===== Provided material =====

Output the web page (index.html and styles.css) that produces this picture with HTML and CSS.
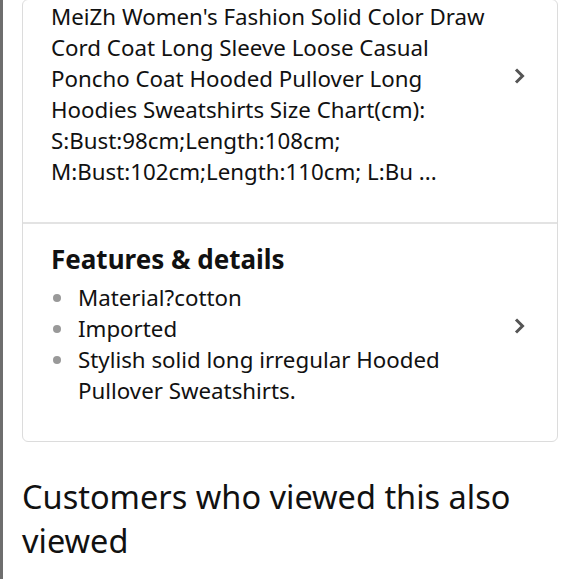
FILE: index.html
```html
<!DOCTYPE html>
<html>
<head>
<meta charset="utf-8">
<link rel="stylesheet" href="styles.css">
</head>
<body>
<div class="page">
  <div class="card">
    <div class="section first">
      <div class="content">
        <p class="desc">MeiZh Women's Fashion Solid Color Draw Cord Coat Long Sleeve Loose Casual Poncho Coat Hooded Pullover Long Hoodies Sweatshirts Size Chart(cm): S:Bust:98cm;Length:108cm; M:Bust:102cm;Length:110cm; L:Bu ...</p>
      </div>
      <svg class="chev" width="14" height="18" viewBox="0 0 14 18"><path d="M3 2.5 L9.5 9 L3 15.5" fill="none" stroke="#555" stroke-width="3"/></svg>
    </div>
    <div class="section">
      <div class="content">
        <h2 class="title">Features &amp; details</h2>
        <ul class="list">
          <li>Material?cotton</li>
          <li>Imported</li>
          <li>Stylish solid long irregular Hooded Pullover Sweatshirts.</li>
        </ul>
      </div>
      <svg class="chev" width="14" height="18" viewBox="0 0 14 18"><path d="M3 2.5 L9.5 9 L3 15.5" fill="none" stroke="#555" stroke-width="3"/></svg>
    </div>
  </div>
  <h1 class="also">Customers who viewed this also viewed</h1>
</div>
</body>
</html>
```
FILE: styles.css
```css
html, body {
  margin: 0;
  padding: 0;
  background: #fff;
}
body {
  font-family: "Noto Sans", "Liberation Sans", sans-serif;
  color: #111;
  overflow: hidden;
}
.page {
  border-left: 3px solid #6e6e6e;
  padding-left: 19px;
  padding-right: 22px;
  min-height: 580px;
  box-sizing: border-box;
}
.card {
  margin-top: -1px;
  border: 1px solid #dcdcdc;
  border-radius: 6px;
}
.section {
  display: flex;
  align-items: center;
  padding: 17px 30px 35px 28px;
}
.section.first {
  align-items: flex-start;
  padding-top: 1px;
}
.section.first .chev {
  margin-top: 66px;
}
.section + .section {
  border-top: 2px solid #e3e3e3;
}
.content {
  flex: 1;
}
.title {
  margin: 0;
  font-size: 26px;
  line-height: 36px;
  font-weight: 700;
  color: #111;
}
.desc {
  margin: 0;
  width: 450px;
  font-size: 22.3px;
  line-height: 31px;
}
.list {
  margin: 5px 0 0;
  padding: 0;
  list-style: none;
  width: 420px;
}
.list li {
  position: relative;
  padding-left: 27px;
  font-size: 22.3px;
  line-height: 31px;
}
.list li::before {
  content: "";
  position: absolute;
  left: 2px;
  top: 12px;
  width: 8px;
  height: 8px;
  border-radius: 50%;
  background: #999;
}
.chev {
  flex: none;
  margin-left: 12px;
  margin-top: 5px;
}
.also {
  margin: 33px 0 0;
  font-size: 32.5px;
  line-height: 44px;
  font-weight: 400;
  color: #111;
}
```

=====

Task instructions →
All of the material above should be reproduced exactly, except the pictures.

Solution to this exercise →
Output the web page (index.html and styles.css) that produces this picture with HTML and CSS.
FILE: index.html
```html
<!DOCTYPE html>
<html>
<head>
<meta charset="utf-8">
<link rel="stylesheet" href="styles.css">
</head>
<body>
<div class="page">
  <div class="card">
    <div class="section first">
      <div class="content">
        <p class="desc">MeiZh Women's Fashion Solid Color Draw Cord Coat Long Sleeve Loose Casual Poncho Coat Hooded Pullover Long Hoodies Sweatshirts Size Chart(cm): S:Bust:98cm;Length:108cm; M:Bust:102cm;Length:110cm; L:Bu ...</p>
      </div>
      <svg class="chev" width="14" height="18" viewBox="0 0 14 18"><path d="M3 2.5 L9.5 9 L3 15.5" fill="none" stroke="#555" stroke-width="3"/></svg>
    </div>
    <div class="section">
      <div class="content">
        <h2 class="title">Features &amp; details</h2>
        <ul class="list">
          <li>Material?cotton</li>
          <li>Imported</li>
          <li>Stylish solid long irregular Hooded Pullover Sweatshirts.</li>
        </ul>
      </div>
      <svg class="chev" width="14" height="18" viewBox="0 0 14 18"><path d="M3 2.5 L9.5 9 L3 15.5" fill="none" stroke="#555" stroke-width="3"/></svg>
    </div>
  </div>
  <h1 class="also">Customers who viewed this also viewed</h1>
</div>
</body>
</html>
```
FILE: styles.css
```css
html, body {
  margin: 0;
  padding: 0;
  background: #fff;
}
body {
  font-family: "Noto Sans", "Liberation Sans", sans-serif;
  color: #111;
  overflow: hidden;
}
.page {
  border-left: 3px solid #6e6e6e;
  padding-left: 19px;
  padding-right: 22px;
  min-height: 580px;
  box-sizing: border-box;
}
.card {
  margin-top: -1px;
  border: 1px solid #dcdcdc;
  border-radius: 6px;
}
.section {
  display: flex;
  align-items: center;
  padding: 17px 30px 35px 28px;
}
.section.first {
  align-items: flex-start;
  padding-top: 1px;
}
.section.first .chev {
  margin-top: 66px;
}
.section + .section {
  border-top: 2px solid #e3e3e3;
}
.content {
  flex: 1;
}
.title {
  margin: 0;
  font-size: 26px;
  line-height: 36px;
  font-weight: 700;
  color: #111;
}
.desc {
  margin: 0;
  width: 450px;
  font-size: 22.3px;
  line-height: 31px;
}
.list {
  margin: 5px 0 0;
  padding: 0;
  list-style: none;
  width: 420px;
}
.list li {
  position: relative;
  padding-left: 27px;
  font-size: 22.3px;
  line-height: 31px;
}
.list li::before {
  content: "";
  position: absolute;
  left: 2px;
  top: 12px;
  width: 8px;
  height: 8px;
  border-radius: 50%;
  background: #999;
}
.chev {
  flex: none;
  margin-left: 12px;
  margin-top: 5px;
}
.also {
  margin: 33px 0 0;
  font-size: 32.5px;
  line-height: 44px;
  font-weight: 400;
  color: #111;
}
```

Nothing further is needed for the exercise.